- [Requirement] Count every line in the data below where "this" occurs, then state that number and nothing more.

[Start]

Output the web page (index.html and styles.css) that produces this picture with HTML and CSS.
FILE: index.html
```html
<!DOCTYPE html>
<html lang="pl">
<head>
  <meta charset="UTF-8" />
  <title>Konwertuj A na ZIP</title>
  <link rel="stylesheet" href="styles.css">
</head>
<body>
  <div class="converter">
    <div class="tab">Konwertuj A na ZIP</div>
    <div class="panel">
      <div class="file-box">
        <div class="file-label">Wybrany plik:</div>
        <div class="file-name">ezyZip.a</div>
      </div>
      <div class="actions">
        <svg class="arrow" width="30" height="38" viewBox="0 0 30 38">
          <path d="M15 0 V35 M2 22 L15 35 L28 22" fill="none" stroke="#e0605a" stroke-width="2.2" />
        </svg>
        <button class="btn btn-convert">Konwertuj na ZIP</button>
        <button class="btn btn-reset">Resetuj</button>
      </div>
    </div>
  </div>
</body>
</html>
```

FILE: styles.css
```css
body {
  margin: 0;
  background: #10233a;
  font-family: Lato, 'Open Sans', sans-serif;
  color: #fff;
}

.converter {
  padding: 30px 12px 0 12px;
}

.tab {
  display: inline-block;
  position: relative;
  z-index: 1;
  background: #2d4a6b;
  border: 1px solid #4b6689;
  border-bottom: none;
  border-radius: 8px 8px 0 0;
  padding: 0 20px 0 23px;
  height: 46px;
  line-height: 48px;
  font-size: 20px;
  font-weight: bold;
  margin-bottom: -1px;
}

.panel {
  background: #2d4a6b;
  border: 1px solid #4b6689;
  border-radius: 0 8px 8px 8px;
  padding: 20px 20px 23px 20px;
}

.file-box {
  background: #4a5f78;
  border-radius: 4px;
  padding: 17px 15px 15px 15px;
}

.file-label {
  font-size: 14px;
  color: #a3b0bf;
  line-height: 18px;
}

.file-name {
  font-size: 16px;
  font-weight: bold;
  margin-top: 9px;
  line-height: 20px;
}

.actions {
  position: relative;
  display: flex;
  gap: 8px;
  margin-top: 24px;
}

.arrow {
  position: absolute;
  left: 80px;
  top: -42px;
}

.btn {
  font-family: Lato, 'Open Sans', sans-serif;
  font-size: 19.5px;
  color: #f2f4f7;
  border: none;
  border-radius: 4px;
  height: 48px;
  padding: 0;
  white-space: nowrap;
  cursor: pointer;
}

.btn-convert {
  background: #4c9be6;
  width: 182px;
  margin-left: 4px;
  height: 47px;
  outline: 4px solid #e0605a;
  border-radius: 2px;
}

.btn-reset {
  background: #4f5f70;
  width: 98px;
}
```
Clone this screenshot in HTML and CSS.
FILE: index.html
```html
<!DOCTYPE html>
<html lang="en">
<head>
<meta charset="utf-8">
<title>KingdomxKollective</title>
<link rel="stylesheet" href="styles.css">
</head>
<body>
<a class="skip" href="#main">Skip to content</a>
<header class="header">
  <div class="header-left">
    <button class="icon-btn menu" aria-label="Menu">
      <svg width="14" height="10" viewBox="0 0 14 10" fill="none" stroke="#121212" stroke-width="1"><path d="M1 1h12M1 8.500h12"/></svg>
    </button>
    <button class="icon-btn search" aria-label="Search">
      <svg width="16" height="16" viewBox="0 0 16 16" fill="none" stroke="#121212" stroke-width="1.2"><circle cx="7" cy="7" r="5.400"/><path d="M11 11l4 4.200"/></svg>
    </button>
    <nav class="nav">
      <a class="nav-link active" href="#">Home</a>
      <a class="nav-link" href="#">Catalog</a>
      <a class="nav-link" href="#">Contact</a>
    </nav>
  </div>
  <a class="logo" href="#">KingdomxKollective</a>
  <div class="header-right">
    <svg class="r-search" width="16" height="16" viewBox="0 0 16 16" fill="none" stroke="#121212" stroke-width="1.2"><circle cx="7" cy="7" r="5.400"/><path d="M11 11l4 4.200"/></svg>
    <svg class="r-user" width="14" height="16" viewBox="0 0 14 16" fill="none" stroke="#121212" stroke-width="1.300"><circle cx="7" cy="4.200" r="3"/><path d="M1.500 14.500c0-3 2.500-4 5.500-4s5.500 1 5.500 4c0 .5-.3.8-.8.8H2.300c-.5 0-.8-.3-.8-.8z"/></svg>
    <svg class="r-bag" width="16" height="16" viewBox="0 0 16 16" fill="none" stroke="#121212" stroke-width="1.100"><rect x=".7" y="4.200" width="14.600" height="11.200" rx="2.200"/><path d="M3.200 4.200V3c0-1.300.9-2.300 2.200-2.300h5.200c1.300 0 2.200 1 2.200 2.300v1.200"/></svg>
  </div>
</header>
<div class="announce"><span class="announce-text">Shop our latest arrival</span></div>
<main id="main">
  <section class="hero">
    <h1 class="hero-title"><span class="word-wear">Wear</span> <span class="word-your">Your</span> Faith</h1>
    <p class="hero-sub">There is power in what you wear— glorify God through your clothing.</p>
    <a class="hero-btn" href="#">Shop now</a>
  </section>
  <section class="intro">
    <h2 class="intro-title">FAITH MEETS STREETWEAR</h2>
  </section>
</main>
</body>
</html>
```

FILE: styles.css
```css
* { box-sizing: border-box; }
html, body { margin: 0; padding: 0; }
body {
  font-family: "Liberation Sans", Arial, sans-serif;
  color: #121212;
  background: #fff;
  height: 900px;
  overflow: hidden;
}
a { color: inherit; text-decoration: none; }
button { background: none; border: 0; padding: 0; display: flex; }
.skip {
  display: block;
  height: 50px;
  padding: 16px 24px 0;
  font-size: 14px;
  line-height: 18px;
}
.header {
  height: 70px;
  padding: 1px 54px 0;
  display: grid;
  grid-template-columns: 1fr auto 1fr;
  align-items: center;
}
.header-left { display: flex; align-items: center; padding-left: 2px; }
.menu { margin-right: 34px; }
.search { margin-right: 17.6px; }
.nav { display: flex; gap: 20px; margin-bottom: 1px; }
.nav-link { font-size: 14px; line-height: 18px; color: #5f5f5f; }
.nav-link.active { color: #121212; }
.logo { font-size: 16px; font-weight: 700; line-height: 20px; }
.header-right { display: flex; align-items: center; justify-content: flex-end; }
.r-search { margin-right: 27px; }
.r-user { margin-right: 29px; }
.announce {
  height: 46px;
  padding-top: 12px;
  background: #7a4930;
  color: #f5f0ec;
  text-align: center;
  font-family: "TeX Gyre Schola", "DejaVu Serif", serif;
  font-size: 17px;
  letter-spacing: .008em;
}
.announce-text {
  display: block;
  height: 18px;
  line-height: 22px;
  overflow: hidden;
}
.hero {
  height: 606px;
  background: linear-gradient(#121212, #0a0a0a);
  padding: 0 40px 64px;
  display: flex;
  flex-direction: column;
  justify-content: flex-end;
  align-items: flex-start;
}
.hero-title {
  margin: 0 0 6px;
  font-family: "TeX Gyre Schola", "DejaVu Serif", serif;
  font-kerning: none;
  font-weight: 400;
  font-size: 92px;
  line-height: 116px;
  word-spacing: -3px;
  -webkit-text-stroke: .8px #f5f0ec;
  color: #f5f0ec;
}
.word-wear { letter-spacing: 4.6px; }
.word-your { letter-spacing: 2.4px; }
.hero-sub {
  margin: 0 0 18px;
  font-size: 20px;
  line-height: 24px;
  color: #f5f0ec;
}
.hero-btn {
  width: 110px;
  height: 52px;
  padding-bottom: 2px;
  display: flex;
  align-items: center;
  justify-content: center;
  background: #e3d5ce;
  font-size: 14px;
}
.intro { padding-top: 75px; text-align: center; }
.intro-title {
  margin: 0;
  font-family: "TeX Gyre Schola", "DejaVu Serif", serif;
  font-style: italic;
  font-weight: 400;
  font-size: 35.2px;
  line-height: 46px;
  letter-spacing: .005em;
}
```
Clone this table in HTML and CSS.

[End]

- [Final result] 3